El propósito del alma es la alegría
Opinión

El propósito del alma es la alegría

Miscelánea

Como entre mis manos te resbalas

como te deslizas vida mía.

Francisco De Quevedo

No le temo a la muerte, declaré en mi nota anterior. Aclaro: quise decir que no le temo a mí muerte. De las otras, las de los seres que amo, esos que acuné nueve meses en mi vientre y el resto de mi vida en el alma, eso no lo puedo siquiera considerar. Compartí también en mi nota anterior, la convicción de que la vida eterna consiste en la obra: acaso morirá Cervantes? ¿Dostoievsky? ¿Ovidio? ¿Algún día morirá Sor Juana? Pensar en la resurrección de los muertos me provoca una gran inquietud; creo que me resultaría muy difícil convivir con dos maridos a la vez.

Creer o no creer, ese es el dilema. Ante el reconocimiento de no saber qué hacer con la muerte, lo que me corresponde es pensar qué hacer con la vida. “Tengo un pájaro azul dentro del alma/ un pájaro que canta y que solloza/y que en mis noches de infinita calma/ es como una esperanza milagrosa”. Sucede sin embargo que ante ese caprichoso y volátil pájaro que es la felicidad, me rindo. Prefiero apostarle a la alegría por ser más accesible. Renuncio a las supercarretera y me voy por la veredita que lleva a la alegría de las pequeñas cosas: el café y el periódico para despertar, el enorme placer del agua caliente en mi regadera, la alegría de los nietos cuando llegan y mucho más cuando se van. Me alegra husmear en las librerías y sorprenderme con la obra reciente de alguna amiga, sembrar tomates el dos de febrero para cosecharlos en junio, emprender la marcha en los bosques de Valle de Bravo, mirar el mar y escuchar conversaciones ajenas:

¿Dónde están las verduras congeladas?– Pregunta una mujer. En el congelador– responde el empleado del súper. Gracias responde ella.
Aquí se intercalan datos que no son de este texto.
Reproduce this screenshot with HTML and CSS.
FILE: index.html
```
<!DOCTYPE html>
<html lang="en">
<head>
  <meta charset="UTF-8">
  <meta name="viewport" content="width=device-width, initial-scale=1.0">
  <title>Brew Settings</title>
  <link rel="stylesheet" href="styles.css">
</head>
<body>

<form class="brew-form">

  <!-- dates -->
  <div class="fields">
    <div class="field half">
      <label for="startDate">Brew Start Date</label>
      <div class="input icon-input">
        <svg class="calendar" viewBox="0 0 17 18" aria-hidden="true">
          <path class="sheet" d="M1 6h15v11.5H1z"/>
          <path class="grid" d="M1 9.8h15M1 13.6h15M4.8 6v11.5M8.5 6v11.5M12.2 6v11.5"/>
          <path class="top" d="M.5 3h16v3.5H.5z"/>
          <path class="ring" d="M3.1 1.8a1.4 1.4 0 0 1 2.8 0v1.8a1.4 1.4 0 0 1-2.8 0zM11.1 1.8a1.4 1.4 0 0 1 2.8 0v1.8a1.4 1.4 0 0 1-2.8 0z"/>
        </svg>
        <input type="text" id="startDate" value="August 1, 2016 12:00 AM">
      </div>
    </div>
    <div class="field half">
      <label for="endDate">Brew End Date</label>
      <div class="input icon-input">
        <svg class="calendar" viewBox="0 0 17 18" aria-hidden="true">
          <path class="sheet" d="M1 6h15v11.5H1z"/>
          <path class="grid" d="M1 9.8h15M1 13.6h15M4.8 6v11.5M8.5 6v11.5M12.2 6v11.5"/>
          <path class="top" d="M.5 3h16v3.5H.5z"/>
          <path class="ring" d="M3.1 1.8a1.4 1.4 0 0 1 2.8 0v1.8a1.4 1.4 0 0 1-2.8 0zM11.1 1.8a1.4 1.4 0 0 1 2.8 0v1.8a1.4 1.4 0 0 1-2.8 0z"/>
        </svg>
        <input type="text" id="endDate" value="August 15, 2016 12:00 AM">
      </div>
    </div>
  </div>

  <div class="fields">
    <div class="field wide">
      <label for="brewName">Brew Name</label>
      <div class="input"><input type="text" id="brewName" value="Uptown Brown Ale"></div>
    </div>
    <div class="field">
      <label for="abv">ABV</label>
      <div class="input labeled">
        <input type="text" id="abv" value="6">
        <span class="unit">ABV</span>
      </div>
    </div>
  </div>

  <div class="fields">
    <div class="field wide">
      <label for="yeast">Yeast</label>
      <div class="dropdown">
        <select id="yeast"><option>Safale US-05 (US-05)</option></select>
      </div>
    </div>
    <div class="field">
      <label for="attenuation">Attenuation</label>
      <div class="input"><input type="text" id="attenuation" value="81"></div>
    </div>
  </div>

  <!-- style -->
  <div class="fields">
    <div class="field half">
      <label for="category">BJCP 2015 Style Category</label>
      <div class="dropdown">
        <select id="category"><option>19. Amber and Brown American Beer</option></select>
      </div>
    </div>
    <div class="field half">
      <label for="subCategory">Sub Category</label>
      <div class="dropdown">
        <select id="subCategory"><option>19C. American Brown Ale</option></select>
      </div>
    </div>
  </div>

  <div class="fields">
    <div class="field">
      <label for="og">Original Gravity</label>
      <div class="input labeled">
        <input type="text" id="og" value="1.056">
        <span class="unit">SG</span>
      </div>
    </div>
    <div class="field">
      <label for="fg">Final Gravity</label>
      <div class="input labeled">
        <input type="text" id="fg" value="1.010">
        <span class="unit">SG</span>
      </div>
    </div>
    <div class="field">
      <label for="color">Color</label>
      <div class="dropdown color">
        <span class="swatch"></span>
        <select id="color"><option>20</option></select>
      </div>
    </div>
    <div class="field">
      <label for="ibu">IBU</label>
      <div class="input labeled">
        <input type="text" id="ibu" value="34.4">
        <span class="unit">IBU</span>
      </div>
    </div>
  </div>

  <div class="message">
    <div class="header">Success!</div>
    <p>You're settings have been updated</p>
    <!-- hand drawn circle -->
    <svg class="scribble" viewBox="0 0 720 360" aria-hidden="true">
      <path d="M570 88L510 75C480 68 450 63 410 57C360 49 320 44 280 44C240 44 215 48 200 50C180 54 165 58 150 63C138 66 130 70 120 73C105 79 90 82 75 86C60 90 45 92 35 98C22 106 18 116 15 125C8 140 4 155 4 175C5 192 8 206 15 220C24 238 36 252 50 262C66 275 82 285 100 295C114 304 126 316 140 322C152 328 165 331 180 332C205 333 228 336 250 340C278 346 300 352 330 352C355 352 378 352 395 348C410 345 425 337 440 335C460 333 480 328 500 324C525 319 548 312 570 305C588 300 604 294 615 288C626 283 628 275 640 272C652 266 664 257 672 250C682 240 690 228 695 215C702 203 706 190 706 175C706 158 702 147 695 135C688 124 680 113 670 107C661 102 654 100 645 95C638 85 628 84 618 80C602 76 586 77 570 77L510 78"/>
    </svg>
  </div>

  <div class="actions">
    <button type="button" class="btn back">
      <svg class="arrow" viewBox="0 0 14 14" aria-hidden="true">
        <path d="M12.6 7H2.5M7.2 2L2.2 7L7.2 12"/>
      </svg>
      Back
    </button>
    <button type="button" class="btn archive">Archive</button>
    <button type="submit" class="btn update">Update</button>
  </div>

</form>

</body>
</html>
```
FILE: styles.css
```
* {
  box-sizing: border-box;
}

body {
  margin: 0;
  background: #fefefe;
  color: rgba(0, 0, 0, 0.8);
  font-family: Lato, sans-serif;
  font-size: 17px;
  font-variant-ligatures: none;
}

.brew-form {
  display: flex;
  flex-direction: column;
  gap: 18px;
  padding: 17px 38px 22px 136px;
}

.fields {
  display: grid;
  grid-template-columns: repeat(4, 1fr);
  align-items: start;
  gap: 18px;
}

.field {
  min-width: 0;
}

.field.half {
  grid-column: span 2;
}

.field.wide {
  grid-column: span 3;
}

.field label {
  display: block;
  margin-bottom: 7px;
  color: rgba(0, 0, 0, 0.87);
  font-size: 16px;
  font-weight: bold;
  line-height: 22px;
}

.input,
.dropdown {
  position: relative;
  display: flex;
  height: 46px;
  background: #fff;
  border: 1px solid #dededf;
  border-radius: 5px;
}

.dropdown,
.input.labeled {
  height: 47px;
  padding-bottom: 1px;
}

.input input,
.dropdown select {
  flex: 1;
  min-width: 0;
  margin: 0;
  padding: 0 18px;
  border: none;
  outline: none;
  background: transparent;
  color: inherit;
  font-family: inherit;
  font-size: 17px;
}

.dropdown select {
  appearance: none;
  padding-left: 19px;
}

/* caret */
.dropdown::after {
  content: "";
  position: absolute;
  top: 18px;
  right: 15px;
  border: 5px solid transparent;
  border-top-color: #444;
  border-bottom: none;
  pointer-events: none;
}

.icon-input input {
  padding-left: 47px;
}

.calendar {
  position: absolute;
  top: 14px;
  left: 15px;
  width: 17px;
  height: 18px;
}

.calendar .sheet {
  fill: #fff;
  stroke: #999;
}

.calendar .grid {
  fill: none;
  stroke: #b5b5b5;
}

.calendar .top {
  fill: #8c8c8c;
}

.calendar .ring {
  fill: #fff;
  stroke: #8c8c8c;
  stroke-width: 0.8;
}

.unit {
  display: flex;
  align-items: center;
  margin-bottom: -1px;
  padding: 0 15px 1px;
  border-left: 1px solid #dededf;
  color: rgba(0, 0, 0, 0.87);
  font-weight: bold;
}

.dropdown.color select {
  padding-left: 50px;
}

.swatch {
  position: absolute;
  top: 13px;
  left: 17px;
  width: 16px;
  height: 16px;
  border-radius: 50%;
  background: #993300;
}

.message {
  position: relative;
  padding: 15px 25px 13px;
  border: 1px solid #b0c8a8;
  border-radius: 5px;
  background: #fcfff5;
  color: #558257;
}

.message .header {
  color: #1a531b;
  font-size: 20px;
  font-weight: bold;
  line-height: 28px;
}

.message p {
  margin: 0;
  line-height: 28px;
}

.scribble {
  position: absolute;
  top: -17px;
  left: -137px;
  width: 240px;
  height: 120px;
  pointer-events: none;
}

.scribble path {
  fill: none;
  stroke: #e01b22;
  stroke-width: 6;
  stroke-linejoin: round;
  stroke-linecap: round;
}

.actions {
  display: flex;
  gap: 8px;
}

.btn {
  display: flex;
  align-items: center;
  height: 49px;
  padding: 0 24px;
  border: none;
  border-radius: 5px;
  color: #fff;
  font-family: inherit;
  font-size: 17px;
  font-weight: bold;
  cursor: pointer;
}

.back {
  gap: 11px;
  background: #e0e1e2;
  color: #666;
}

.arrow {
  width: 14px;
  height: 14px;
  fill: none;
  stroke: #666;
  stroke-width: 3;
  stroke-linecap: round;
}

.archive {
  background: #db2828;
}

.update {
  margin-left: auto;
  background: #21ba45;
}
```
Me alegra arroparme entre los brazos abiertos y generosos de mis amigas laguneras y el milagroso Zoom que hace posible la reunión con mis hermanos de letras que se encuentran en lugares distantes. Agradezco la inoportuna llamada de alguna amiga que interrumpe mi trabajo a media tarde para proponer: vamos a tomar un Manhattan; aunque luego resulte que tomamos más de uno y se nos suelta la lengua y la risa. He aprendido a tener cuidado de que no sean más de tres porque de la risa paso a confesar lo inconfesable y a perder toda dignidad con la cabeza metida en el inodoro. Disfruto las sábanas de franela que me arropan en las noches de invierno y el crepitar de los leños en la chimenea. Me alegra la vitalidad contagiosa de mis hermanas. Vagabundear por las calles sin propósito alguno. De vez en cuando pegarme una buena juerga, la bohemia, los boleros y los cacahuates japoneses. Es un deleite para mí, manuscribir con lápices de punta afilada y borrar mis chorradas con suaves gomas de migajón para empezar de nuevo. Lástima que ni siquiera las gomas de migajón, puedan borrar las palabras que a veces salen de mi boca como piedrazos. Me produce gran placer caminar por los parques pisando las hojas de otoño; y por qué no decirlo, el mágico instante de los besos; música y poesía de la comunicación corporal.

Sonrío al recordar que durante este año he eliminado de mi vida a dos amigas tóxicas y tengo una tercera en observación. Me alegra pensar que con una mayoría abrumadora de votos, pronto mandaremos a “La chingada” al destapador con todo y sus corcholatas. Como verá pacientísimo lector, no espero demasiado, sólo las pequeñas cosas que están a mi alcance. Reconozco que no es momento de instalarse en la alegría, sin embargo, como dice el proverbio chino, es mejor encender una vela que maldecir en la oscuridad.